E’ forse con l’arrivo dei Romani che il primitivo villaggio arroccato sul colle Cavanero (attestato dal rinvenimento di urne cinerarie (fot. 1) e di reperti bronzei (fot.2) si trasferisce sulle sponde del Pesio, e precisamente nel Recinto (localmente Rusèt), protetto da alte mura, torricelle difensive e un fossato colmo d’acqua.

Se così fosse, il motivo va ricercato nella possibilità di controllare meglio il traffico e il commercio da e per le Alpi.

Della presenza romana rimanevano una lapide votiva, dedicata a Dianae venanti sacrum, e monete risalenti a Gordiano III (entrambe scomparse, ma segnalate dal Botteri).

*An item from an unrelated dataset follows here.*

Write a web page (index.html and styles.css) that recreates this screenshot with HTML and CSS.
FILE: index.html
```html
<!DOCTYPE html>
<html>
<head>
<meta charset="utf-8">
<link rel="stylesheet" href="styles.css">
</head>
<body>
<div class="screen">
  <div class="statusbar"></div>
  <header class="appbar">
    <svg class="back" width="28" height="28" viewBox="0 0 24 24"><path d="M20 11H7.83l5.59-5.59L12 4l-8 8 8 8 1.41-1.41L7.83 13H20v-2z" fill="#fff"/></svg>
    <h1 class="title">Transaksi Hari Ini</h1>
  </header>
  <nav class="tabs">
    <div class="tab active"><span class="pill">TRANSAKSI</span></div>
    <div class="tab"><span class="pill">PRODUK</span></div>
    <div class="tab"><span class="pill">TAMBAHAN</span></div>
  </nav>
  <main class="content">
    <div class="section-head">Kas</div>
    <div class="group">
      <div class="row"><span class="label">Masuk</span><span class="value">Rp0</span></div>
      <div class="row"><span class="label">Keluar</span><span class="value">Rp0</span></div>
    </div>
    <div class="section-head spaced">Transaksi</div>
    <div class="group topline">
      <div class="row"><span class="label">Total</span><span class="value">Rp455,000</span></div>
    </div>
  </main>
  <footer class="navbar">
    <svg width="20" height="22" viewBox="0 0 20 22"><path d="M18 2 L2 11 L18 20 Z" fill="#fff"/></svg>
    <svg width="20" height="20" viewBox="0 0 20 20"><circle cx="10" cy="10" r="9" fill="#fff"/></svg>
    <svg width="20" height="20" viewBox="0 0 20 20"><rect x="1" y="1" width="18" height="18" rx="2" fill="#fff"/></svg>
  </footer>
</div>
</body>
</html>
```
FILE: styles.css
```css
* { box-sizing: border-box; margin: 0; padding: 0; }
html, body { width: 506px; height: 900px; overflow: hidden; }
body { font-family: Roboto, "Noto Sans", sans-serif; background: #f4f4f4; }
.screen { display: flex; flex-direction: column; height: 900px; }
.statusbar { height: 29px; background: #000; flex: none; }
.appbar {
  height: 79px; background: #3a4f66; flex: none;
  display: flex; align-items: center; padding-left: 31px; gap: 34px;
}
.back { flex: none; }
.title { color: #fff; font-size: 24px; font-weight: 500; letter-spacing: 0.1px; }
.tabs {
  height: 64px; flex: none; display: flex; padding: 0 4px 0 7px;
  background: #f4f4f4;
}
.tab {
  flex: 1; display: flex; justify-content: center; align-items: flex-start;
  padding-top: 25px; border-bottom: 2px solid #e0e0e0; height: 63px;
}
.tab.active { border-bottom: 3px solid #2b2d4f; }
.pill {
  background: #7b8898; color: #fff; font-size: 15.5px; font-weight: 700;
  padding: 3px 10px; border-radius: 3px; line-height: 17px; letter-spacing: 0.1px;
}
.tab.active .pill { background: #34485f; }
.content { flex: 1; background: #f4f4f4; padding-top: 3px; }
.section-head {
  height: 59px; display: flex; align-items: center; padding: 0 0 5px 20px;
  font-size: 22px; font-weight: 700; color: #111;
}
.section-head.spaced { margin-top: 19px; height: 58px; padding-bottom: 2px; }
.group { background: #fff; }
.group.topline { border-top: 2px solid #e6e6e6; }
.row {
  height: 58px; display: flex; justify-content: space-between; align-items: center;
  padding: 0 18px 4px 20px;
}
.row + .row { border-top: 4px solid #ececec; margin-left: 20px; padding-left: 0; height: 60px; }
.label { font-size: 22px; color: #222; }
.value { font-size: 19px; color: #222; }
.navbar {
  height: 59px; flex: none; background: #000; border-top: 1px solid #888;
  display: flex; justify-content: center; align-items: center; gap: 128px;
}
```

Non è neppure accertata la presenza di un reticolo stradale d’importanza strategica, così come è scarsa la documentazione relativa alle incursioni dei Saraceni, fiorenti invece nelle leggende locali, come una graziosa variante della Madonna della Neve (cfr. Caranti, confutato da Piovano).

Agli albori dell’XI secolo il nome della Chiusa compare per la prima volta nei documenti ufficiali, grazie alla sua singolare connotazione geografico-militare, quale possedimento dei signori di Morozzo, gestori per conto del vescovo di Asti di un’ampia porzione del cuneese meridionale (non è accettata da tutti gli storici una precedente denominazione Famulasca, riferibile forse a località limitrofe).